Do Crows Possess a Form of Consciousness?

New study suggests the corvids may join humans and some primates as one of the rare animals capable of having subjective experiences

Crow
The results of a new study suggest crows are aware of their own sensory perceptions, a hallmark of what's called primary or sensory consciousness. Tobias Machts / University of Tübingen

Crows and ravens are famously brainy birds, but a new study suggests they possess a kind of consciousness, something once thought to be the exclusive domain of humans and some primates, reports Sharon Begley for Stat.

By measuring brain activity in crows performing a visual task, the researchers found that on top of the crows’ basic sensory experience, the birds have another layer of awareness. In the journal Science, the authors argue that these two layers of perception constitute a form of what humans call subjective experience.

Until now, this type of consciousness has only been witnessed in humans and other primates, which have completely different brain structures to birds.

"The results of our study opens up a new way of looking at the evolution of awareness and its neurobiological constraints," says Andreas Nieder, an animal physiologist at the University of Tübingen and the study’s lead author, in a statement.

The experiments involved monitoring the brain activity of two crows trained to peck at a colored light if they saw a figure appear on a screen. The majority of these visual stimuli were bright and unambiguous, but some were so faint the crows couldn’t always make them out. The crows were trained to report whether they had seen anything using red and blue lights. In some trials, a red light meant the crows should peck the screen if they saw something and a blue light meant no response was required. In other trials, the blue light was used to tell the bird to peck the screen if they hadn’t seen anything and the red light meant they could just sit there.

Electrodes hooked up to the crows’ brains showed that if the crow’s answer was “yes,” there was elevated brain activity in the time between when the stimulus appeared and when the crow pecked the screen, reports Michelle Starr for Science Alert. If the answer was “no,” nerve cell activity was flat. The correlation between elevated brain activity in this time interval between the stimulus and the bird’s answer was so reliable that the researchers could use the crows’ brain activity to predict their responses.

What’s more, the crows’ responses didn’t simply correspond with the brightness and clarity of the figure on the screen. Faint figures of equal intensity still managed to elicit varying responses from the pair of crows. This observation suggests the presence of some secondary mental process that occurred when the crows noticed the figures.

"Nerve cells that represent visual input without subjective components are expected to respond in the same way to a visual stimulus of constant intensity," says Nieder in the statement. "Our results, however, conclusively show that nerve cells at higher processing levels of the crow's brain are influenced by subjective experience, or more precisely produce subjective experiences."

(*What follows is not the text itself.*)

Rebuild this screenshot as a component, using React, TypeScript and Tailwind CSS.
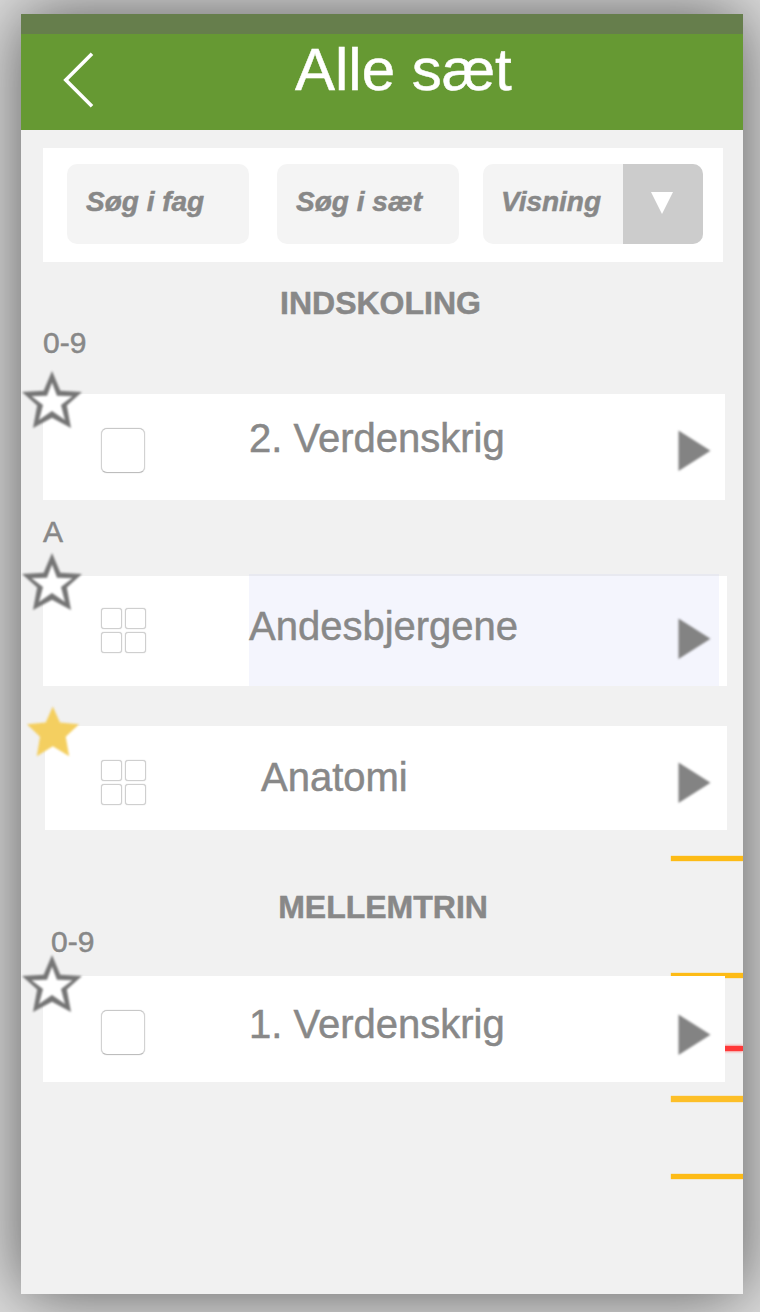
import type { ReactNode } from 'react';

function StarOutline() {
  return (
    <svg viewBox="0 0 60 60" className="h-[60px] w-[60px] blur-[0.9px]">
      <path
        fill="#757575"
        d="M30 1L38.3 20.8L60 22L44.8 35.5L49 58L30 47.8L11 58L15.2 35.5L0 22L21.7 20.8Z"
      />
      <path
        fill="#fff"
        d="M30 12.5L35 25.8L50.5 26.3L39 35L43 50L30 41L17 50L21 35L9.5 26.3L25 25.8Z"
      />
    </svg>
  );
}

function StarFilled() {
  return (
    <svg viewBox="0 0 60 60" className="h-[60px] w-[60px] blur-[0.8px]">
      <path
        fill="#f4cf60"
        d="M30.8 6.5L38 22.5L57 24.3L43.7 36.7L47.2 56.3L30.8 46.3L14.8 56.3L18 36.7L5 24.3L23.7 22.5Z"
      />
    </svg>
  );
}

function SingleCard() {
  return (
    <div className="h-[45px] w-[44px] rounded-[6px] border border-t-[#c8c8c8] border-b-[#bdbdbd] border-x-[#d2d2d2] bg-white shadow-[0_0_1px_#bbb]" />
  );
}

function CardGrid() {
  const cell = 'h-[21px] w-[21px] rounded-[3px] border border-[#cfcfcf] bg-white shadow-[0_0_1px_#bbb]';
  return (
    <div className="grid grid-cols-[21px_21px] gap-x-[3px] gap-y-[3px]">
      <div className={cell} />
      <div className={cell} />
      <div className={cell} />
      <div className={cell} />
    </div>
  );
}

function Arrow() {
  return (
    <svg viewBox="0 0 34 42" className="h-[42px] w-[34px] overflow-visible blur-[0.8px]">
      <path fill="#838383" d="M0.5 0.5L32.5 20.7L0.5 41Z" />
    </svg>
  );
}

type RowProps = {
  title: string;
  className: string;
  iconClass: string;
  titleClass: string;
  arrowClass: string;
  starClass: string;
  icon: ReactNode;
  star: ReactNode;
  highlight?: boolean;
};

function Row(p: RowProps) {
  return (
    <div className={`relative flex items-start bg-white ${p.className}`}>
      <div className={`absolute ${p.starClass}`}>{p.star}</div>
      <div className={`shrink-0 ${p.iconClass}`}>{p.icon}</div>
      <div
        className={
          p.highlight
            ? 'mt-[-2px] flex h-[112px] w-[470px] items-start border-t-2 border-[#e8e9f0] bg-[#f4f5fd]'
            : 'flex w-[470px] items-start'
        }
      >
        <span className={`flex-1 whitespace-nowrap text-[40px] leading-[48px] ${p.titleClass}`}>{p.title}</span>
        <span className={`mr-[7px] ${p.arrowClass}`}>
          <Arrow />
        </span>
      </div>
    </div>
  );
}

function Field({ label }: { label: string }) {
  return (
    <div className="h-20 w-[182px] rounded-[10px] bg-[#f4f4f4] pt-[18px] pl-[19px] text-[28px] leading-10 font-bold whitespace-nowrap italic">
      {label}
    </div>
  );
}

export default function App() {
  return (
    <div className="h-[1312px] w-[760px] overflow-hidden bg-[#dddddd] pt-[14px] pl-[21px] font-['Liberation_Sans',Arial,sans-serif] text-[#888] [-webkit-text-stroke:0.5px_currentColor]">
      <div className="relative isolate flex h-[1280px] w-[722px] flex-col overflow-hidden bg-[#f1f1f1] shadow-[0_0_64px_rgba(0,0,0,0.6)]">
        <div className="h-5 shrink-0 bg-[#667e4c]" />
        <header className="flex h-24 shrink-0 items-start bg-[#669933] text-white">
          <svg viewBox="0 0 32 56" className="mt-[18px] ml-[42px] h-14 w-8" fill="none" stroke="#fff" strokeWidth="3.6">
            <path d="M29 1.8L2.8 28L29 54.2" />
          </svg>
          <h1 className="mt-px ml-[200px] text-[60px] leading-[70px] whitespace-nowrap">Alle sæt</h1>
        </header>

        <div className="mt-[18px] ml-[22px] flex h-[114px] w-[680px] shrink-0 items-start bg-white pt-4 pl-6">
          <Field label="Søg i fag" />
          <div className="ml-7">
            <Field label="Søg i sæt" />
          </div>
          <div className="ml-6 flex h-20 w-[220px] overflow-hidden rounded-[10px] bg-[#f4f4f4]">
            <div className="w-[140px] pt-[18px] pl-[18px] text-[28px] leading-10 font-bold italic">Visning</div>
            <div className="flex w-20 justify-center bg-[#ccc] pt-7">
              <svg viewBox="0 0 22 22" className="mr-[2px] h-[22px] w-[22px]" fill="#fff">
                <path d="M0 0H22L11 22Z" />
              </svg>
            </div>
          </div>
        </div>

        <h2 className="mt-[21px] mr-[3px] text-center text-[32px] leading-10 font-bold">INDSKOLING</h2>
        <div className="ml-[22px] text-[30px] leading-10">0-9</div>
        <Row
          title="2. Verdenskrig"
          className="mt-[31px] ml-[22px] h-[106px] w-[682px]"
          iconClass="mt-[34px] ml-[58px] w-[148px]"
          titleClass="mt-5"
          arrowClass="mt-9"
          starClass="-top-6 -left-[21px]"
          icon={<SingleCard />}
          star={<StarOutline />}
        />
        <div className="mt-3 ml-[22px] text-[30px] leading-10">A</div>
        <Row
          title="Andesbjergene"
          className="mt-6 ml-[22px] h-[110px] w-[684px]"
          iconClass="mt-[32px] ml-[58px] w-[148px]"
          titleClass="mt-[26px]"
          arrowClass="mt-[42px]"
          starClass="-top-6 -left-[21px]"
          icon={<CardGrid />}
          star={<StarOutline />}
          highlight
        />
        <Row
          title="Anatomi"
          className="mt-10 ml-6 h-[104px] w-[682px]"
          iconClass="mt-[34px] ml-[56px] w-[148px]"
          titleClass="mt-[27px] ml-3"
          arrowClass="mt-9"
          starClass="-top-[26px] -left-[23px]"
          icon={<CardGrid />}
          star={<StarFilled />}
        />

        <h2 className="mt-[61px] ml-[2px] text-center text-[32px] leading-8 font-bold">MELLEMTRIN</h2>
        <div className="ml-[30px] text-[30px] leading-[38px]">0-9</div>
        <Row
          title="1. Verdenskrig"
          className="mt-[15px] ml-[22px] h-[106px] w-[682px]"
          iconClass="mt-[34px] ml-[58px] w-[148px]"
          titleClass="mt-6"
          arrowClass="mt-[38px]"
          starClass="-top-[22px] -left-[21px]"
          icon={<SingleCard />}
          star={<StarOutline />}
        />

        {/* Annotation connector ends, running underneath the rows */}
        <div className="absolute top-[842px] right-0 -z-10 h-[5px] w-[72px] bg-[#fdbb16] shadow-[0_0_1px_#fdbb16]" />
        <div className="absolute top-[959px] right-0 -z-10 h-[5px] w-[72px] bg-[#fdbb16] shadow-[0_0_1px_#fdbb16]" />
        <div className="absolute top-[1032px] right-0 -z-10 h-[5px] w-[72px] bg-[#ff3838] shadow-[0_0_3px_#ff3838]" />
        <div className="absolute top-[1082px] right-0 -z-10 h-[6px] w-[72px] bg-[#fdbf28] shadow-[0_0_1px_#fdbf28]" />
        <div className="absolute top-[1160px] right-0 -z-10 h-[5px] w-[72px] bg-[#fdbb16] shadow-[0_0_1px_#fdbb16]" />
      </div>
    </div>
  );
}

The crows’ neurons “have activity that represents not what was shown to them, but what they later report...to have seen—whether or not that is what they were shown,” Suzana Herculano-Houzel, a neurobiologist at Vanderbilt University who published an analysis of the study in Science, tells Stat. This secondary layer of processing of the visual stimulus occurs in the time between when the stimulus appears on the screen and when the crow pecks its answer.

“That’s exactly what one would expect from neurons that participated in building the thoughts that we later report,” Herculano-Houzel tells Stat, adding that it suggests these birds “are as cognitively capable as monkeys and even great apes.”